There are few surviving witnesses who can give evidence about the crimes, and international extradition is yet another hurdle. If a Nazi criminal is successfully caught, they must then be judged healthy enough to stand trial.

In May, a former SS lieutenant Gerhard Sommer, who is thought to have committed more than 340 murders, avoided prosecution after a German court said that his dementia made him unfit to stand trial. “This guy committed horrific crimes and he managed to elude justice, which is terrible,” says Zuroff.

Despite the obstacles, Schrimm has successfully prosecuted around 10 Nazis in the past two years alone, while Zuroff has helped bring some form of legal action against around three dozen Nazi criminals.

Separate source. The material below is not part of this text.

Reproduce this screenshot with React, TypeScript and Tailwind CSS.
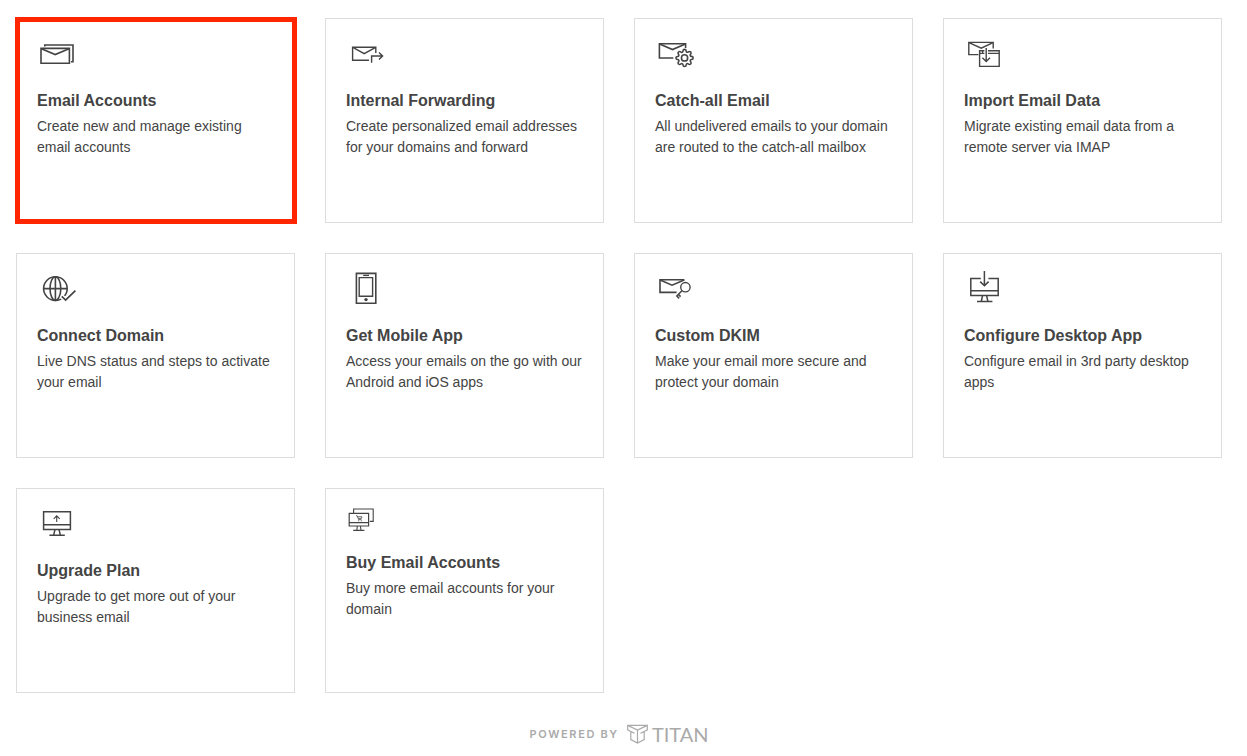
import type { ReactNode } from "react";

type Tool = {
  id: string;
  title: string;
  description: string;
  icon: ReactNode;
  iconHeight?: number;
  highlighted?: boolean;
};

const Icon = ({ children, height = 40 }: { children: ReactNode; height?: number }) => (
  <svg
    width={40}
    height={height}
    viewBox={`0 0 40 ${height}`}
    fill="none"
    stroke="#444"
    strokeWidth={1.6}
    aria-hidden="true"
  >
    {children}
  </svg>
);

const tools: Tool[] = [
  {
    id: "email-accounts",
    title: "Email Accounts",
    description: "Create new and manage existing email accounts",
    highlighted: true,
    icon: (
      <>
        <path d="M7.8 12.6V11H36v16.8h-2" />
        <path d="M4 14.4h28.4v14.8H4z" />
        <path d="M4.4 14.8L18.2 20.6L32 14.8" />
      </>
    ),
  },
  {
    id: "internal-forwarding",
    title: "Internal Forwarding",
    description: "Create personalized email addresses for your domains and forward",
    icon: (
      <>
        <path d="M23 26.2H6.6V13.2H29.8V19" strokeWidth={1.4} />
        <path d="M6.8 13.4L18.2 19.6L29.6 13.4" strokeWidth={1.4} />
        <path d="M25.6 28.8V22H36.6M33 18.4L36.6 22L33 25.6" strokeWidth={1.4} />
      </>
    ),
  },
  {
    id: "catch-all",
    title: "Catch-all Email",
    description: "All undelivered emails to your domain are routed to the catch-all mailbox",
    icon: (
      <>
        <path d="M18.4 24H4.4V9.8H30.6V14" />
        <path d="M4.6 10L17.5 15.6L30.4 10" />
        <g transform="translate(20.2 14.6) scale(0.78)" strokeWidth={2}>
          <path d="M19.4 15a1.65 1.65 0 0 0 .33 1.82l.06.06a2 2 0 0 1 0 2.83 2 2 0 0 1-2.83 0l-.06-.06a1.65 1.65 0 0 0-1.82-.33 1.65 1.65 0 0 0-1 1.51V21a2 2 0 0 1-2 2 2 2 0 0 1-2-2v-.09A1.65 1.65 0 0 0 9 19.4a1.65 1.65 0 0 0-1.82.33l-.06.06a2 2 0 0 1-2.83 0 2 2 0 0 1 0-2.83l.06-.06a1.65 1.65 0 0 0 .33-1.82 1.65 1.65 0 0 0-1.51-1H3a2 2 0 0 1-2-2 2 2 0 0 1 2-2h.09A1.65 1.65 0 0 0 4.6 9a1.65 1.65 0 0 0-.33-1.82l-.06-.06a2 2 0 0 1 0-2.83 2 2 0 0 1 2.83 0l.06.06a1.65 1.65 0 0 0 1.82.33H9a1.65 1.65 0 0 0 1-1.51V3a2 2 0 0 1 2-2 2 2 0 0 1 2 2v.09a1.65 1.65 0 0 0 1 1.51 1.65 1.65 0 0 0 1.82-.33l.06-.06a2 2 0 0 1 2.83 0 2 2 0 0 1 0 2.83l-.06.06a1.65 1.65 0 0 0-.33 1.82V9a1.65 1.65 0 0 0 1.51 1H21a2 2 0 0 1 2 2 2 2 0 0 1-2 2h-.09a1.65 1.65 0 0 0-1.51 1z" />
          <circle cx="12" cy="12" r="4" />
        </g>
      </>
    ),
  },
  {
    id: "import-data",
    title: "Import Email Data",
    description: "Migrate existing email data from a remote server via IMAP",
    icon: (
      <>
        <path d="M14.4 20.6H4.8V8.4H29.2V14.6" strokeWidth={1.4} />
        <path d="M5 8.6L17.2 14.2L29 8.6" strokeWidth={1.4} />
        <path d="M20.4 16.8H15.6V32.4H35.2V16.8H24" strokeWidth={1.4} />
        <path d="M15.6 19.4H20.4M24 19.4H35.2M18.6 17V19.4" strokeWidth={1.2} />
        <path d="M22.2 14V27.4M18.4 23.8L22.2 27.6L26 23.8" strokeWidth={1.4} />
      </>
    ),
  },
  {
    id: "connect-domain",
    title: "Connect Domain",
    description: "Live DNS status and steps to activate your email",
    icon: (
      <>
        <circle cx="18.4" cy="19.6" r="11.8" />
        <ellipse cx="18.4" cy="19.6" rx="5.4" ry="11.8" />
        <path d="M18.4 7.8V31.4M6.6 19.6H30.2" />
        <path d="M24 26.6L28.6 31L38.6 21.4" stroke="#fff" strokeWidth={4.6} />
        <path d="M24.8 27.4L28.6 31L38.4 21.6" strokeWidth={1.7} />
      </>
    ),
  },
  {
    id: "mobile-app",
    title: "Get Mobile App",
    description: "Access your emails on the go with our Android and iOS apps",
    icon: (
      <>
        <path d="M10.4 4.4H29.8V34.2H10.4z" />
        <path d="M13.2 8.6H26.6V27.2H13.2z" strokeWidth={1.4} />
        <path d="M17.2 6.4H23" strokeWidth={1.4} />
        <circle cx="20" cy="30.6" r="1.7" fill="#444" stroke="none" />
      </>
    ),
  },
  {
    id: "custom-dkim",
    title: "Custom DKIM",
    description: "Make your email more secure and protect your domain",
    icon: (
      <>
        <path d="M21.6 23.4H5V10.8H29.4" />
        <path d="M5.2 11L17 16.2L29.2 11" strokeWidth={1.4} />
        <circle cx="30.4" cy="18.2" r="4.7" strokeWidth={1.4} />
        <path d="M27.2 21.4L21.8 27L24.2 29.4M23.4 25.4L25.6 27.6" strokeWidth={1.5} />
      </>
    ),
  },
  {
    id: "desktop-app",
    title: "Configure Desktop App",
    description: "Configure email in 3rd party desktop apps",
    icon: (
      <>
        <path d="M16.8 9.4H6.8V26.4H34.2V9.4H24.4M6.8 21.8H34.2" strokeWidth={1.5} />
        <path d="M18.6 26.4L17.4 32M22.6 26.4L23.8 32M13 32.4H28.4" strokeWidth={1.5} />
        <path d="M20.4 2V16.6M16.2 12.6L20.4 16.8L24.6 12.6" strokeWidth={1.5} />
      </>
    ),
  },
  {
    id: "upgrade-plan",
    title: "Upgrade Plan",
    description: "Upgrade to get more out of your business email",
    icon: (
      <>
        <path d="M6.6 7.8H33.4V25.4H6.6zM6.6 20.8H33.4" strokeWidth={1.5} />
        <path d="M18 25.4L16.8 30.6M22 25.4L23.2 30.6M12.4 31.2H27.8" strokeWidth={1.5} />
        <path d="M19.7 18V11.8M16.7 14.8L19.7 11.8L22.7 14.8" strokeWidth={1.1} />
      </>
    ),
  },
  {
    id: "buy-accounts",
    title: "Buy Email Accounts",
    description: "Buy more email accounts for your domain",
    iconHeight: 32,
    icon: (
      <>
        <path d="M7.6 9V5H27.2V17.4H23.8" strokeWidth={1.1} />
        <path d="M3.2 9.4H22.6V22H3.2zM3.2 18.7H22.6" strokeWidth={1.2} />
        <path d="M11.4 22L10.8 26M14.4 22L15 26M7.2 26.4H18.4" strokeWidth={1.1} />
        <path d="M10 11.8H11.2L12.6 15.6H15.4M11.6 12.8H16L15.2 14.6H12.4" strokeWidth={0.8} />
        <path d="M12.2 16.8H13.2M14.8 16.8H15.8" strokeWidth={0.9} />
      </>
    ),
  },
];

const ToolCard = ({ tool }: { tool: Tool }) => (
  <a
    href={`#${tool.id}`}
    className="relative block min-h-[205px] border border-[#ddd] bg-white px-5 pt-[15px] pb-5 text-[#444]"
  >
    <Icon height={tool.iconHeight}>{tool.icon}</Icon>
    <h2 className="mt-[15px] text-base font-bold">{tool.title}</h2>
    <p className="mt-[3px] text-sm leading-[21px]">{tool.description}</p>
    {tool.highlighted && (
      <span className="pointer-events-none absolute -top-0.5 -right-[3px] -bottom-0.5 -left-0.5 border-5 border-[#ff2600]" />
    )}
  </a>
);

const App = () => {
  return (
    <div className="bg-white pt-[18px] pr-[25px] pb-2 pl-4 font-['Liberation_Sans',Arial,sans-serif]">
      <main className="grid grid-cols-1 gap-[30px] sm:grid-cols-2 lg:grid-cols-4">
        {tools.map((tool) => (
          <ToolCard tool={tool} key={tool.id} />
        ))}
      </main>
      <footer className="mt-[29px] flex items-center justify-center text-[#aaa]">
        <span className="font-['Inter',sans-serif] text-[11px] font-semibold tracking-[0.15em]">POWERED BY</span>
        <svg
          className="ml-2"
          width={21}
          height={20}
          viewBox="0 0 21 20"
          fill="none"
          stroke="currentColor"
          strokeWidth={1.2}
          aria-hidden="true"
        >
          <path d="M.7 1.4H20.3V5.8L17.2 7.6V15.6L10.5 19L3.8 15.6V7.6L.7 5.8z" />
          <path d="M.7 1.4L10.5 6L20.3 1.4M3.8 7.6L7.6 9.2M17.2 7.6L13.4 9.2M10.5 6V19" />
        </svg>
        <span className="ml-1 font-['Lato',sans-serif] text-xl leading-6">TITAN</span>
      </footer>
    </div>
  );
};

export default App;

“It’s very hard to be perfectly honest. If I sat here and thought about all the cases that weren't brought to justice, I would just give up,” says Zuroff. “You have to look at it differently and say it was a miracle that anyone was bought to trial.”

 

The final Nazi trials

Last week, 94-year-old Oskar Groening, who was nicknamed “the bookkeeper of Auschwitz”, was convicted for being an accessory to the murder of 300,000 peopleand was sentenced to four years in prison.

But though one Holocaust survivor labelled it “the trial of the last Nazi”, there are still more Nazis to prosecute. The legal landscape changed as recently as 2011, when John Demjanjuk was convicted for being an accessory to the murder of 28,000 Jews in the Sobibor death camp in German-occupied Poland. It set a legal precedent, as proving that Demjanjuk was a guard at the camp was enough for a conviction. Prior to that case, prosecutors had to show that a specific crime had been committed against a specific victim.

On Monday, Zuroff flies to Copenhagen, Denmark, hoping to press criminal charges against a 90-year-old Danish man, who is accused of committing mass murders of Jews in Belarus.

And Schrimm agrees that the work will go on. “The chances of finding someone alive and healthy are getting slimmer,” he says. “But we still have work to do, there are still people out there. We’re not giving up.”